JOB:
Locate each line with the string "React" in the listing below and copy it.

MATERIAL FOR THIS TASK:
* begin *

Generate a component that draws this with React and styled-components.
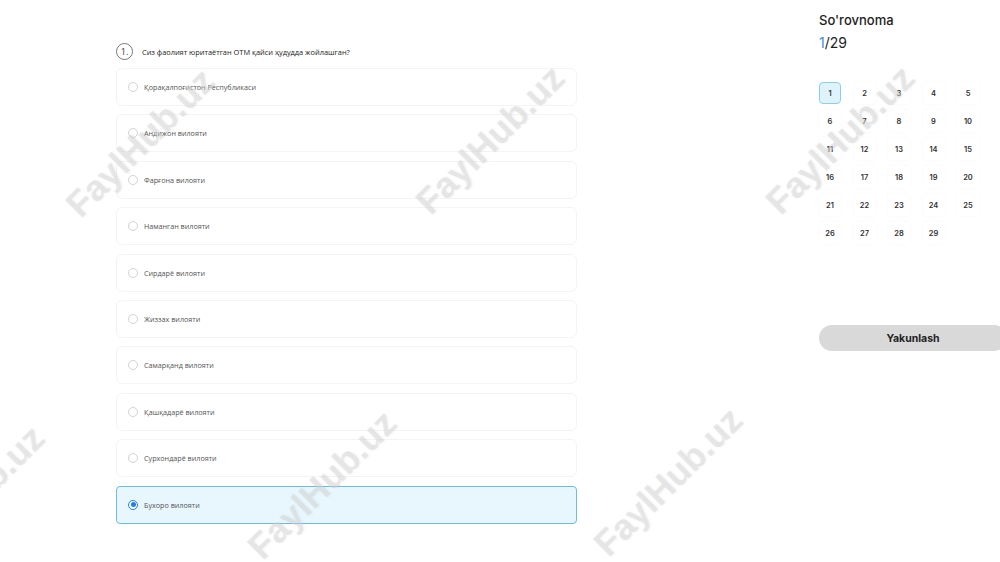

* end *
* begin *

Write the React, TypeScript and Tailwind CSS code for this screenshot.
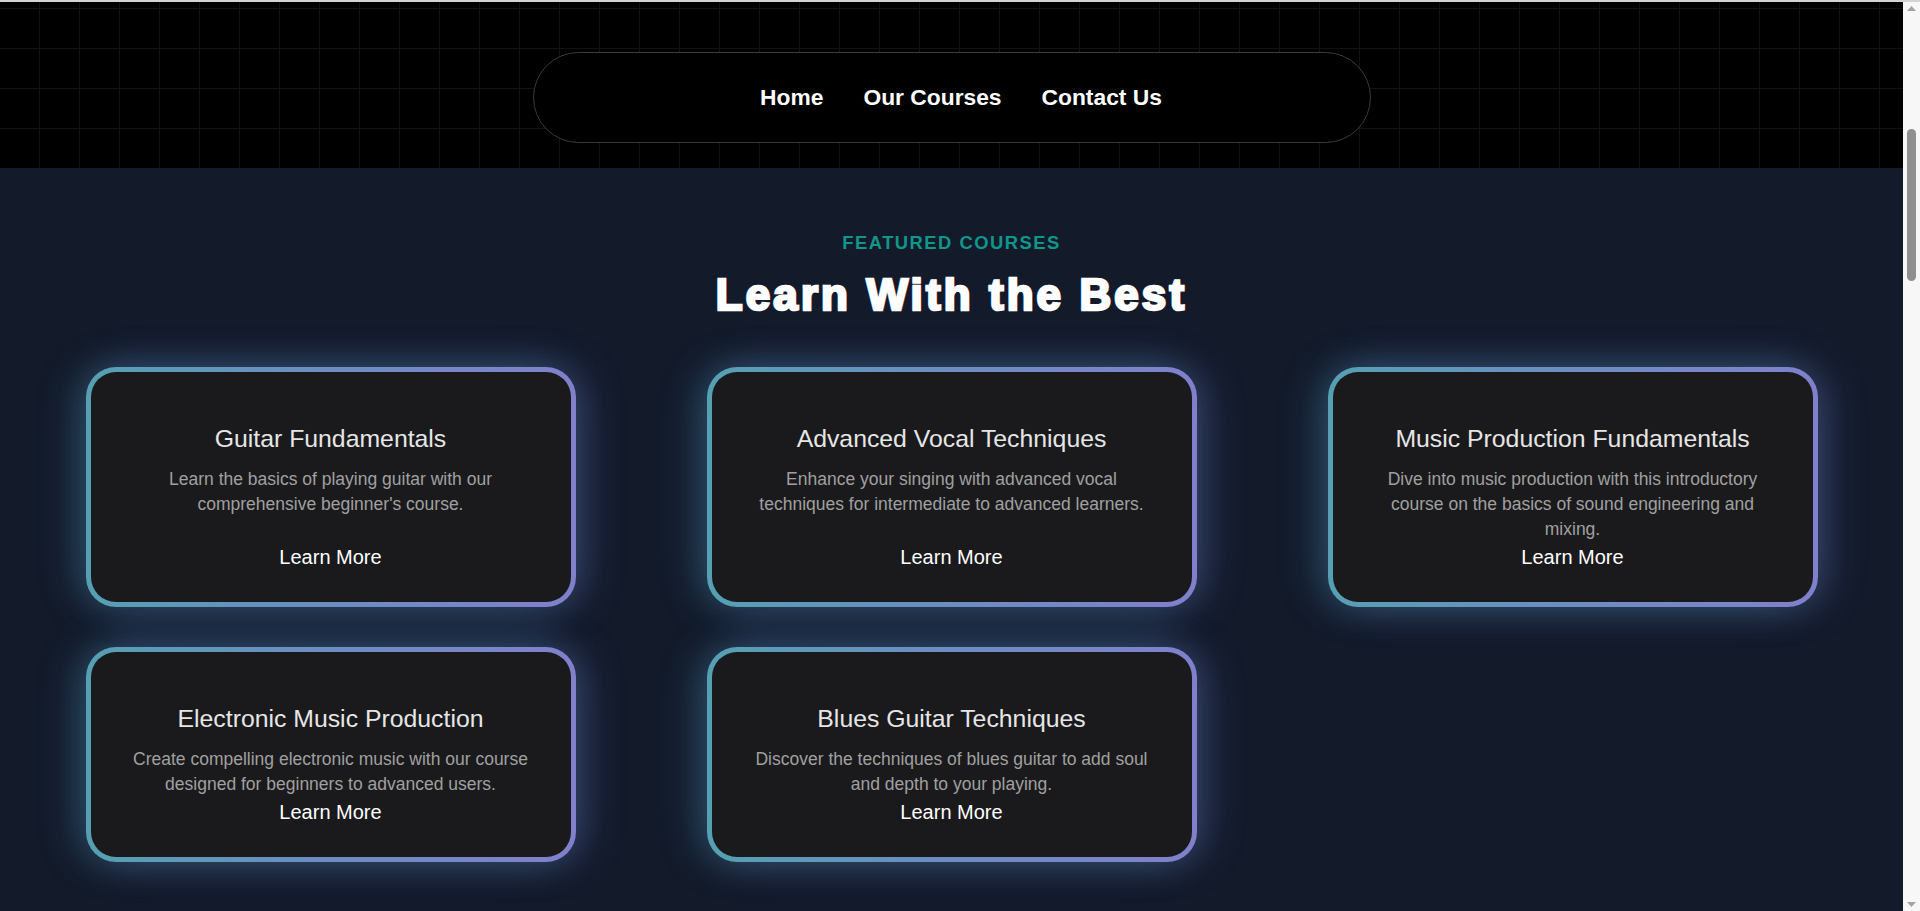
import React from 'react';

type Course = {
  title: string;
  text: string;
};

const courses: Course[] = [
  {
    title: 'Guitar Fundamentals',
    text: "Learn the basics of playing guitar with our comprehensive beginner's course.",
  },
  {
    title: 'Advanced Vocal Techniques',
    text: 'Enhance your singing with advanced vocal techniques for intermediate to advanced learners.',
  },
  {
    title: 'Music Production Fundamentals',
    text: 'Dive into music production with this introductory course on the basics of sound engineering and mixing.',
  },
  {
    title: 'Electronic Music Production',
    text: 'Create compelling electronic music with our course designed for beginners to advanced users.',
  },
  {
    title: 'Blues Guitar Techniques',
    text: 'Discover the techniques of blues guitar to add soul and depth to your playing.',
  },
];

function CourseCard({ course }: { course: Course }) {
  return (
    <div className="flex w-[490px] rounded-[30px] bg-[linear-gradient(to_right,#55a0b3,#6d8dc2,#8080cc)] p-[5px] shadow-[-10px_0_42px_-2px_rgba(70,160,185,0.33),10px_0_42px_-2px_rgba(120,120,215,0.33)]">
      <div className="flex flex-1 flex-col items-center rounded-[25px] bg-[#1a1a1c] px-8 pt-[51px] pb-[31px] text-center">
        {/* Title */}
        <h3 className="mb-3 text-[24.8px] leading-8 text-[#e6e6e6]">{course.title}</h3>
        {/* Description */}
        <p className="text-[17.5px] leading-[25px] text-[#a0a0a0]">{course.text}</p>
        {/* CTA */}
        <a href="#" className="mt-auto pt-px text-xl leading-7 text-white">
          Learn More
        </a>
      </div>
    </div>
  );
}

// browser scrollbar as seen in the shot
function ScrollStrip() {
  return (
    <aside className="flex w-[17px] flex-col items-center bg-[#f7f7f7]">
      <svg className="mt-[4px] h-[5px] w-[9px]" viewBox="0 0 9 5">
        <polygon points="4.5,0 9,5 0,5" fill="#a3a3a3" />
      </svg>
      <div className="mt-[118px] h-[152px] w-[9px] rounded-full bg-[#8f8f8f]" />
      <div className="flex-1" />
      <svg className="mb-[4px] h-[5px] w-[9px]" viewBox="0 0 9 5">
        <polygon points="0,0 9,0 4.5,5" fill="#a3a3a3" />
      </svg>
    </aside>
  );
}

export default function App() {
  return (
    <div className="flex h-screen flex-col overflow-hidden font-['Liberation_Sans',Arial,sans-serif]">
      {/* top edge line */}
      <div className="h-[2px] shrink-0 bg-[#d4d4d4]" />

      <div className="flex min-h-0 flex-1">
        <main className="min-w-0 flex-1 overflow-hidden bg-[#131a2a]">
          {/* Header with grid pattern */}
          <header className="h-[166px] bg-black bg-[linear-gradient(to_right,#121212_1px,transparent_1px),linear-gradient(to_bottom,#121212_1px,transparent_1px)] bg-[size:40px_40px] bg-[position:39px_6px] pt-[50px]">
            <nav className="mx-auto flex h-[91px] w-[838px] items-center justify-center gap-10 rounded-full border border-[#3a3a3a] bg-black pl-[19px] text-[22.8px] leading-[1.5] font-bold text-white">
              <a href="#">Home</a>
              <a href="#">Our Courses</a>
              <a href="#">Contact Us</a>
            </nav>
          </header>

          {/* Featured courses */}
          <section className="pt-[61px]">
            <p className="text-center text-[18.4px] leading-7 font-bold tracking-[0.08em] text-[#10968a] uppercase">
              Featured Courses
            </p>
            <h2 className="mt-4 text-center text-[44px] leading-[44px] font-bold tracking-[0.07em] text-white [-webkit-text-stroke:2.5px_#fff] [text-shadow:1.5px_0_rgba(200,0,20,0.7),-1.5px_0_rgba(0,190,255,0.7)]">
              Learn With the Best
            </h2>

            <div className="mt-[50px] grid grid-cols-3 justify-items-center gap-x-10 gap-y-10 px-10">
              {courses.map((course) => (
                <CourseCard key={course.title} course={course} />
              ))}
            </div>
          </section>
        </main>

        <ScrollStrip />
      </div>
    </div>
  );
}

* end *

THE REPLY:
Generate a component that draws this with React and styled-components.
Write the React, TypeScript and Tailwind CSS code for this screenshot.
import React from 'react';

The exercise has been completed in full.